--- start ---

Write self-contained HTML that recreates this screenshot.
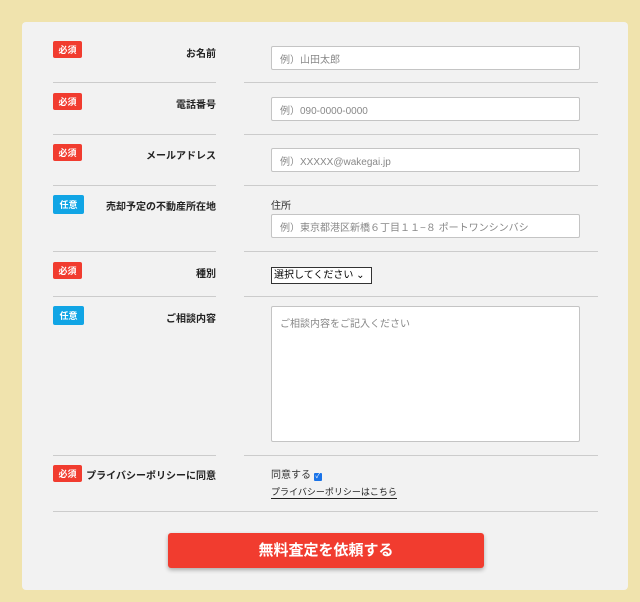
<!DOCTYPE html>
<html><head><meta charset="utf-8"><style>
*{box-sizing:border-box;margin:0;padding:0}
body{width:640px;height:602px;background:#f0e3ad;font-family:"Liberation Sans","Noto Sans CJK JP",sans-serif;position:relative;overflow:hidden}
.card{position:absolute;left:22px;top:22px;width:606px;height:568px;background:#f2f2f2;border-radius:4px}
.a{position:absolute}
.b{position:absolute;left:53px;width:29px;height:17px;border-radius:2px;color:#fff;font-size:9px;font-weight:bold;display:flex;align-items:center;justify-content:center}
.r{background:#f13c2f}.bl{background:#11a5e5;width:31px;height:19px}
.l{position:absolute;right:424px;font-size:10px;font-weight:bold;color:#222;text-align:right;white-space:nowrap}
.in{position:absolute;left:271px;width:309px;height:24px;background:#fff;border:1px solid #c4c4c4;border-radius:2px;font-size:10px;color:#888;padding-left:8px;display:flex;align-items:center}
.hl{position:absolute;left:53px;width:163px;height:1px;background:#ccc}
.hr{position:absolute;left:244px;width:354px;height:1px;background:#ccc}
</style></head><body>
<div class="card"></div>
<div class="b r" style="top:41px">必須</div><div class="l" style="top:45px">お名前</div>
<div class="in" style="top:46px">例）山田太郎</div>
<div class="hl" style="top:82px"></div><div class="hr" style="top:82px"></div>
<div class="b r" style="top:93px">必須</div><div class="l" style="top:96px">電話番号</div>
<div class="in" style="top:97px">例）090-0000-0000</div>
<div class="hl" style="top:134px"></div><div class="hr" style="top:134px"></div>
<div class="b r" style="top:144px">必須</div><div class="l" style="top:147px">メールアドレス</div>
<div class="in" style="top:148px">例）XXXXX@wakegai.jp</div>
<div class="hl" style="top:185px"></div><div class="hr" style="top:185px"></div>
<div class="b bl" style="top:195px">任意</div><div class="l" style="top:198px">売却予定の不動産所在地</div>
<div class="a" style="left:271px;top:197px;font-size:10px;color:#333">住所</div>
<div class="in" style="top:214px">例）東京都港区新橋６丁目１１−８ ポートワンシンバシ</div>
<div class="hl" style="top:251px"></div><div class="hr" style="top:251px"></div>
<div class="b r" style="top:262px">必須</div><div class="l" style="top:265px">種別</div>
<div class="a" style="left:271px;top:267px;width:101px;height:17px;border:1px solid #333;background:#fff;font-size:10px;line-height:15px;padding-left:2px;color:#000">選択してください ⌄</div>
<div class="hl" style="top:296px"></div><div class="hr" style="top:296px"></div>
<div class="b bl" style="top:306px">任意</div><div class="l" style="top:310px">ご相談内容</div>
<div class="in" style="top:306px;height:136px;align-items:flex-start;padding-top:8px">ご相談内容をご記入ください</div>
<div class="hl" style="top:455px"></div><div class="hr" style="top:455px"></div>
<div class="b r" style="top:465px">必須</div><div class="l" style="top:467px">プライバシーポリシーに同意</div>
<div class="a" style="left:271px;top:466px;font-size:10px;color:#333">同意する <span style="display:inline-block;width:8px;height:8px;background:#1a73e8;border-radius:1px;color:#fff;font-size:7px;line-height:8px;text-align:center;vertical-align:0">✓</span></div>
<div class="a" style="left:271px;top:487px;font-size:9px;color:#222;border-bottom:1px solid #222;line-height:11px">プライバシーポリシーはこちら</div>
<div class="a" style="left:53px;top:511px;width:545px;height:1px;background:#ccc"></div>
<div class="a" style="left:168px;top:533px;width:316px;height:35px;background:#f13c2f;border-radius:3px;box-shadow:0 2px 4px rgba(0,0,0,.3);color:#fff;font-size:15px;font-weight:bold;text-align:center;line-height:35px">無料査定を依頼する</div>
</body></html>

--- end ---

> _Task to complete_: Transcribe the listing in full and omit the pictures.

> _Output of the task_:
Write self-contained HTML that recreates this screenshot.
<!DOCTYPE html>
<html><head><meta charset="utf-8"><style>
*{box-sizing:border-box;margin:0;padding:0}
body{width:640px;height:602px;background:#f0e3ad;font-family:"Liberation Sans","Noto Sans CJK JP",sans-serif;position:relative;overflow:hidden}
.card{position:absolute;left:22px;top:22px;width:606px;height:568px;background:#f2f2f2;border-radius:4px}
.a{position:absolute}
.b{position:absolute;left:53px;width:29px;height:17px;border-radius:2px;color:#fff;font-size:9px;font-weight:bold;display:flex;align-items:center;justify-content:center}
.r{background:#f13c2f}.bl{background:#11a5e5;width:31px;height:19px}
.l{position:absolute;right:424px;font-size:10px;font-weight:bold;color:#222;text-align:right;white-space:nowrap}
.in{position:absolute;left:271px;width:309px;height:24px;background:#fff;border:1px solid #c4c4c4;border-radius:2px;font-size:10px;color:#888;padding-left:8px;display:flex;align-items:center}
.hl{position:absolute;left:53px;width:163px;height:1px;background:#ccc}
.hr{position:absolute;left:244px;width:354px;height:1px;background:#ccc}
</style></head><body>
<div class="card"></div>
<div class="b r" style="top:41px">必須</div><div class="l" style="top:45px">お名前</div>
<div class="in" style="top:46px">例）山田太郎</div>
<div class="hl" style="top:82px"></div><div class="hr" style="top:82px"></div>
<div class="b r" style="top:93px">必須</div><div class="l" style="top:96px">電話番号</div>
<div class="in" style="top:97px">例）090-0000-0000</div>
<div class="hl" style="top:134px"></div><div class="hr" style="top:134px"></div>
<div class="b r" style="top:144px">必須</div><div class="l" style="top:147px">メールアドレス</div>
<div class="in" style="top:148px">例）XXXXX@wakegai.jp</div>
<div class="hl" style="top:185px"></div><div class="hr" style="top:185px"></div>
<div class="b bl" style="top:195px">任意</div><div class="l" style="top:198px">売却予定の不動産所在地</div>
<div class="a" style="left:271px;top:197px;font-size:10px;color:#333">住所</div>
<div class="in" style="top:214px">例）東京都港区新橋６丁目１１−８ ポートワンシンバシ</div>
<div class="hl" style="top:251px"></div><div class="hr" style="top:251px"></div>
<div class="b r" style="top:262px">必須</div><div class="l" style="top:265px">種別</div>
<div class="a" style="left:271px;top:267px;width:101px;height:17px;border:1px solid #333;background:#fff;font-size:10px;line-height:15px;padding-left:2px;color:#000">選択してください ⌄</div>
<div class="hl" style="top:296px"></div><div class="hr" style="top:296px"></div>
<div class="b bl" style="top:306px">任意</div><div class="l" style="top:310px">ご相談内容</div>
<div class="in" style="top:306px;height:136px;align-items:flex-start;padding-top:8px">ご相談内容をご記入ください</div>
<div class="hl" style="top:455px"></div><div class="hr" style="top:455px"></div>
<div class="b r" style="top:465px">必須</div><div class="l" style="top:467px">プライバシーポリシーに同意</div>
<div class="a" style="left:271px;top:466px;font-size:10px;color:#333">同意する <span style="display:inline-block;width:8px;height:8px;background:#1a73e8;border-radius:1px;color:#fff;font-size:7px;line-height:8px;text-align:center;vertical-align:0">✓</span></div>
<div class="a" style="left:271px;top:487px;font-size:9px;color:#222;border-bottom:1px solid #222;line-height:11px">プライバシーポリシーはこちら</div>
<div class="a" style="left:53px;top:511px;width:545px;height:1px;background:#ccc"></div>
<div class="a" style="left:168px;top:533px;width:316px;height:35px;background:#f13c2f;border-radius:3px;box-shadow:0 2px 4px rgba(0,0,0,.3);color:#fff;font-size:15px;font-weight:bold;text-align:center;line-height:35px">無料査定を依頼する</div>
</body></html>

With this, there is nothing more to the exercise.